Implementation: As soon as possible.

For more information please visit:

https://www.tomsteyer.com/health-care-is-a-right-for-all/

Senator Elizabeth Warren

 

Funding: Until the Medicare for All option is implemented healthcare funding sources will include employer Medicare contributions, taxes on the financial sector, and a top 1% wealth tax, reduced drug spending as a result of drug reforms, better enforcement of existing tax laws, cutting administrative costs, and military spending cuts.

Universal Health Coverage/Underinsurance: Significantly improved coverage during transition would include coverage of children under 18, those under 200% of the federal poverty level, improved Medicaid, and allowing those under the age of 50 to buy into Medicare for All. She plans to junk health plans and include reproductive health care. At the end of the transition period all will be enrolled in Medicare for All.

Role of Employer Sponsored Plans: Employees have option to switch to Medicare for All rather than stay in employers’ plans. Employers will pay a fee to the government to maintain their responsibility. At the end of the transition period all will switch to Medicare for All with minimum exceptions.

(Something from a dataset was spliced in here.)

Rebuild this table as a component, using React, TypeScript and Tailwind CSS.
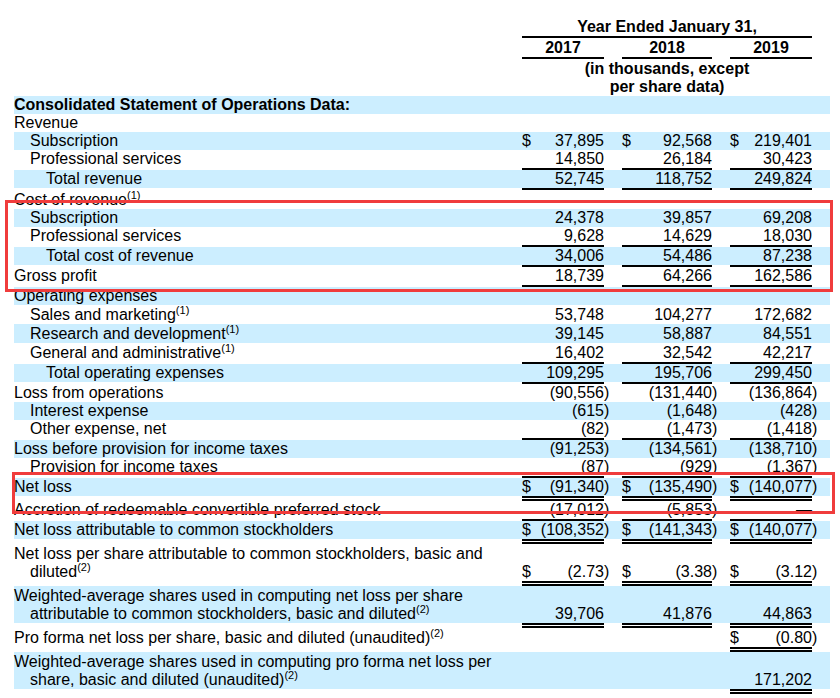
import type { ReactNode } from 'react'

type Rule = 's' | 'd' | null

type Row = {
  label: ReactNode
  indent?: 0 | 1 | 2
  blue?: boolean
  bold?: boolean
  sup?: boolean
  cells?: [string, string, string]
  dollar?: [boolean, boolean, boolean]
  rule?: [Rule, Rule, Rule]
}

const grid = 'grid grid-cols-[508px_82px_18px_90px_18px_82px_18px]'

function Sup({ n }: { n: number }) {
  return <span className="relative -top-[6px] text-[11px] leading-none">({n})</span>
}

const S: [Rule, Rule, Rule] = ['s', 's', 's']
const D: [Rule, Rule, Rule] = ['d', 'd', 'd']
const $$: [boolean, boolean, boolean] = [true, true, true]

const rows: Row[] = [
  { label: 'Consolidated Statement of Operations Data:', blue: true, bold: true },
  { label: 'Revenue' },
  { label: 'Subscription', indent: 1, blue: true, cells: ['37,895', '92,568', '219,401'], dollar: $$ },
  { label: 'Professional services', indent: 1, cells: ['14,850', '26,184', '30,423'], rule: S },
  { label: 'Total revenue', indent: 2, blue: true, cells: ['52,745', '118,752', '249,824'], rule: S },
  { label: <>Cost of revenue<Sup n={1} /></>, sup: true },
  { label: 'Subscription', indent: 1, blue: true, cells: ['24,378', '39,857', '69,208'] },
  { label: 'Professional services', indent: 1, cells: ['9,628', '14,629', '18,030'], rule: S },
  { label: 'Total cost of revenue', indent: 2, blue: true, cells: ['34,006', '54,486', '87,238'], rule: S },
  { label: 'Gross profit', cells: ['18,739', '64,266', '162,586'], rule: S },
  { label: 'Operating expenses', blue: true },
  { label: <>Sales and marketing<Sup n={1} /></>, sup: true, indent: 1, cells: ['53,748', '104,277', '172,682'] },
  { label: <>Research and development<Sup n={1} /></>, sup: true, indent: 1, blue: true, cells: ['39,145', '58,887', '84,551'] },
  { label: <>General and administrative<Sup n={1} /></>, sup: true, indent: 1, cells: ['16,402', '32,542', '42,217'], rule: S },
  { label: 'Total operating expenses', indent: 2, blue: true, cells: ['109,295', '195,706', '299,450'], rule: S },
  { label: 'Loss from operations', cells: ['(90,556)', '(131,440)', '(136,864)'] },
  { label: 'Interest expense', indent: 1, blue: true, cells: ['(615)', '(1,648)', '(428)'] },
  { label: 'Other expense, net', indent: 1, cells: ['(82)', '(1,473)', '(1,418)'], rule: S },
  { label: 'Loss before provision for income taxes', blue: true, cells: ['(91,253)', '(134,561)', '(138,710)'] },
  { label: 'Provision for income taxes', indent: 1, cells: ['(87)', '(929)', '(1,367)'], rule: S },
  { label: 'Net loss', blue: true, cells: ['(91,340)', '(135,490)', '(140,077)'], dollar: $$, rule: D },
  { label: 'Accretion of redeemable convertible preferred stock', cells: ['(17,012)', '(5,853)', '—'], rule: S },
  { label: 'Net loss attributable to common stockholders', blue: true, cells: ['(108,352)', '(141,343)', '(140,077)'], dollar: $$, rule: D },
  {
    label: (
      <>
        <span className="block">Net loss per share attributable to common stockholders, basic and</span>
        <span className="block pl-4">diluted<Sup n={2} /></span>
      </>
    ),
    sup: true,
    cells: ['(2.73)', '(3.38)', '(3.12)'],
    dollar: $$,
    rule: D,
  },
  {
    label: (
      <>
        <span className="block">Weighted-average shares used in computing net loss per share</span>
        <span className="block pl-4">attributable to common stockholders, basic and diluted<Sup n={2} /></span>
      </>
    ),
    sup: true,
    blue: true,
    cells: ['39,706', '41,876', '44,863'],
    rule: D,
  },
  {
    label: <>Pro forma net loss per share, basic and diluted (unaudited)<Sup n={2} /></>,
    sup: true,
    cells: ['', '', '(0.80)'],
    dollar: [false, false, true],
    rule: [null, null, 'd'],
  },
  {
    label: (
      <>
        <span className="block">Weighted-average shares used in computing pro forma net loss per</span>
        <span className="block pl-4">share, basic and diluted (unaudited)<Sup n={2} /></span>
      </>
    ),
    sup: true,
    blue: true,
    cells: ['', '', '171,202'],
    rule: [null, null, 'd'],
  },
]

function RuleRow({ rule }: { rule: [Rule, Rule, Rule] }) {
  const double = rule.some((r) => r === 'd')
  return (
    <div className={`${grid} ${double ? 'h-[5px]' : 'h-[2px]'}`}>
      <div />
      {rule.map((r, i) => (
        <>
          <div
            key={`r${i}`}
            className={r === 'd' ? 'h-[5px] border-y-2 border-black' : r === 's' ? 'h-[2px] bg-black' : ''}
          />
          <div key={`g${i}`} />
        </>
      ))}
    </div>
  )
}

function DataRow({ row }: { row: Row }) {
  const pad = row.indent === 2 ? 'pl-8' : row.indent === 1 ? 'pl-4' : ''
  return (
    <>
      <div className={`${grid} items-end ${row.sup ? 'pt-[1px]' : ''} ${row.blue ? 'bg-[#cceeff]' : 'bg-white'}`}>
        <div className={`${pad} ${row.bold ? 'font-bold' : ''} whitespace-nowrap`}>{row.label}</div>
        {[0, 1, 2].map((i) => {
          const raw = row.cells ? row.cells[i] : ''
          const paren = raw.endsWith(')')
          const num = paren ? raw.slice(0, -1) : raw
          return (
            <>
              <div key={`c${i}`} className="flex justify-between whitespace-nowrap">
                <span>{row.dollar && row.dollar[i] ? '$' : ''}</span>
                <span>{num}</span>
              </div>
              <div key={`p${i}`}>{paren ? ')' : ''}</div>
            </>
          )
        })}
      </div>
      {row.rule && <RuleRow rule={row.rule} />}
    </>
  )
}

export default function App() {
  return (
    <div className="relative w-[840px] h-[698px] overflow-hidden bg-white pt-[18px] pl-[14px] text-[16px] leading-[18px] text-black font-['Liberation_Sans',Arial,sans-serif]">
      <div className="w-[816px]">
        <div className={grid}>
          <div className="col-start-2 col-span-5 border-b-2 border-black text-center font-bold">
            Year Ended January 31,
          </div>
        </div>
        <div className={`${grid} font-bold`}>
          <div />
          <div className="h-[21px] pt-[1px] border-b-2 border-black text-center">2017</div>
          <div />
          <div className="h-[21px] pt-[1px] border-b-2 border-black text-center">2018</div>
          <div />
          <div className="h-[21px] pt-[1px] border-b-2 border-black text-center">2019</div>
          <div />
        </div>
        <div className={grid}>
          <div className="col-start-2 col-span-5 h-[37px] pt-[1px] text-center font-bold">
            (in thousands, except
            <br />
            per share data)
          </div>
        </div>
        {rows.map((r, i) => (
          <DataRow key={i} row={r} />
        ))}
      </div>

      <div className="absolute left-[5px] top-[200px] w-[828px] h-[92px] border-[3px] border-[#f03c3c]" />
      <div className="absolute left-[12px] top-[472px] w-[823px] h-[42px] border-[3px] border-[#f03c3c]" />
    </div>
  )
}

Voluntary or Required Participation: Not required during the transition period. Will follow Medicare for all at end of the transition.

Prescription Drug Plan: Use of numerous strategies to cut costs of new drugs, public manufacturing of generics as needed to prevent price gouging (e.g. insulin, Naloxone, Hep C drugs.)

Coverage and Caps: By end of the transition period, same as Medicare for All bill.

Impact on Medicare Recipients: Initially, Medicare recipients will continue to pay parts B and D. Part B out of pocket gap would be $1500 and Part D, $300.

Implementation: Program would be phased in during the first two years in office with full implementation by the end of the third year.